Andrew Starner on Yukio Mishima
Travels in Search of a Samurai Legend.
By Christopher Ross. Da Capo. 262 pp. $26
The declaration last year by Japan’s new prime minister that he intends to rewrite his country’s constitution, which renounces war, came too late for Yukio Mishima. The world-famous writer resented the pacifism imposed on his country after World War II and wanted Japan to turn aside from what he saw as its drift into Western decadence. In the end, he sacrificed his life for the cause. On November 25, 1970, after a botched attack on a Japanese defense base, he committed seppuku—ritual suicide with a sword.
In the eyes of many, Yukio Mishima (the pseudonym adopted by Kimitake Hiraoka, b. 1925) was a right-wing fanatic and a national embarrassment. But he was also a phenomenally talented and prolific writer, three times nominated for the Nobel Prize, whose novels and plays still fascinate Western audiences. The very day he committed suicide, Mishima mailed his publisher the final pages of the fourth book in his epic tetralogy The Sea of Fertility, a work of historical fiction that blends the brutal drive for self-destruction with the beauty of reincarnation.
The history that has intervened since Mishima’s death makes him ripe for a re-evaluation, but such is not the project of Christopher Ross, an adventurer whose previous book narrated his experience working as a London tube station assistant. Instead, he has written an entertaining mash-up of a biography that blends elements of travelogue, memoir, and martial arts manual, illuminating some of the mysteries of Yukio Mishima, Japan, and, of course, Christopher Ross.
Mishima admired the traditional values he saw embodied in the samurai, who disappeared along with Japan’s feudal system, and he strove to imitate these warriors. But if Mishima styled himself a samurai, he was a strange one: a sickly and effete child who eventually developed a well-muscled physique, a preening celebrity who courted the spotlight, a homosexual who lived with a wife and children. Above all, he desired to become famous and to die heroically.
His death—whether heroic or not—is what inspired Ross’s search for Mishima’s legacy. But though Ross comes across as clever and worldly, he lacks the requisite nihilism. And he can’t keep from inserting himself into Mishima’s story, as when he disrobes and descends into a torture chamber to meet someone whom he believes to have been one of Mishima’s lovers. (He discovers that the man had instead been conscripted to witness Mishima pretend to commit ritual suicide, a variety of role-playing Mishima found immensely arousing.)
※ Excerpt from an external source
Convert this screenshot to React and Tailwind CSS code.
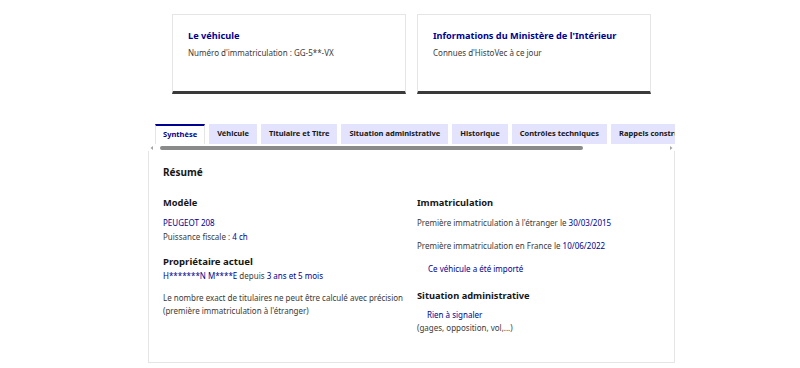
import React from "react";

const F = { fontFamily: '"Noto Sans", "Liberation Sans", sans-serif' };

function Card({ title, sub }) {
  return (
    <div className="w-[234px] h-[80px] border border-[#e5e5e5] border-b-[3px] border-b-[#3a3a3a] bg-white px-[15px] pt-[15px]">
      <div className="text-[9.2px] leading-[12px] font-bold text-[#000091]">{title}</div>
      <div className="mt-[5px] text-[8px] leading-[12px] text-[#3a3a3a]">{sub}</div>
    </div>
  );
}

const tabs = [
  "Véhicule",
  "Titulaire et Titre",
  "Situation administrative",
  "Historique",
  "Contrôles techniques",
  "Rappels constructeur",
];

export default function App() {
  return (
    <div className="w-[800px] h-[368px] bg-white overflow-hidden" style={F}>
      <div className="flex gap-[11px] ml-[172px] mt-[14px]">
        <Card title="Le véhicule" sub="Numéro d'immatriculation : GG-5**-VX" />
        <Card title="Informations du Ministère de l'Intérieur" sub="Connues d'HistoVec à ce jour" />
      </div>

      <div className="ml-[148px] w-[527px] mt-[30px]">
        <div className="overflow-hidden">
          <div className="flex gap-[4px] pl-[7px] whitespace-nowrap">
            <div className="h-[20px] px-[7px] flex items-center border-t-2 border-[#000091] border-x border-x-[#e5e5e5] bg-white text-[7.5px] font-bold text-[#000091] shrink-0">
              Synthèse
            </div>
            {tabs.map((t) => (
              <div key={t} className="h-[20px] px-[8px] flex items-center bg-[#e3e3fd] text-[7.5px] font-bold text-[#161616] shrink-0">
                {t}
              </div>
            ))}
          </div>
        </div>
        <div className="h-[7px] flex items-center">
          <svg width="6" height="6" viewBox="0 0 6 6" className="ml-[1px]">
            <path d="M4 1 L1.5 3 L4 5 Z" fill="#a3a3a3" />
          </svg>
          <div className="ml-[5px] w-[423px] h-[4px] rounded-full bg-[#8a8a8a]" />
          <div className="flex-1" />
          <svg width="6" height="6" viewBox="0 0 6 6" className="mr-[1px]">
            <path d="M2 1 L4.5 3 L2 5 Z" fill="#a3a3a3" />
          </svg>
        </div>
        <div className="h-[212px] border border-[#e5e5e5] border-t-0 px-[14px] pt-[13px]">
          <div className="text-[10px] leading-[16px] font-bold text-[#161616]">Résumé</div>
          <div className="flex mt-[15px]">
            <div className="w-[254px]">
              <div className="text-[9.3px] leading-[16px] font-bold text-[#161616]">Modèle</div>
              <div className="mt-[5px] text-[8px] leading-[14px] text-[#000091]">PEUGEOT 208</div>
              <div className="text-[8px] leading-[14px] text-[#3a3a3a]">
                Puissance fiscale : <span className="text-[#000091]">4 ch</span>
              </div>
              <div className="mt-[11px] text-[9.6px] leading-[14px] font-bold text-[#161616]">Propriétaire actuel</div>
              <div className="text-[8px] leading-[13px] text-[#000091]">
                H*******N M****E <span className="text-[#3a3a3a]">depuis</span> 3 ans et 5 mois
              </div>
              <div className="mt-[10px] text-[8px] leading-[12.5px] text-[#3a3a3a]">
                Le nombre exact de titulaires ne peut être calculé avec précision
                <br />
                (première immatriculation à l'étranger)
              </div>
            </div>
            <div className="flex-1">
              <div className="text-[9.3px] leading-[16px] font-bold text-[#161616]">Immatriculation</div>
              <div className="mt-[5px] text-[8px] leading-[14px] text-[#3a3a3a]">
                Première immatriculation à l'étranger le <span className="text-[#000091]">30/03/2015</span>
              </div>
              <div className="mt-[9px] text-[8px] leading-[14px] text-[#3a3a3a]">
                Première immatriculation en France le <span className="text-[#000091]">10/06/2022</span>
              </div>
              <div className="mt-[9px] pl-[11px] text-[8px] leading-[14px] text-[#000091]">
                Ce véhicule a été importé
              </div>
              <div className="mt-[12px] text-[9.3px] leading-[16px] font-bold text-[#161616]">Situation administrative</div>
              <div className="mt-[4px] pl-[10px] text-[8px] leading-[14px] text-[#000091]">Rien à signaler</div>
              <div className="text-[8px] leading-[12px] text-[#3a3a3a]">(gages, opposition, vol,...)</div>
            </div>
          </div>
        </div>
      </div>
    </div>
  );
}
Because Ross is such a charming rogue, we don’t mind that he never decides if the book is about Mishima or himself. Or that he can’t refrain from digressions into the comically obscure—metallurgical arcana, say, or the ways a human body can be dismembered. The book gains traction when Ross focuses on his search for the antique sword that Mishima used to kill himself.
At last, a mysterious phone call reveals its whereabouts. But succeeding in his quest leaves Ross cold. When he sees the sword, he writes, “I am no longer thinking of death.” And this is where he and Mishima part ways. For a short time, however, Ross grew very close to his protagonist. We know because he tells us that while he was writing this book, he was stricken with severe pains in his abdomen, pains he eventually realized were the pangs of a phantom seppuku.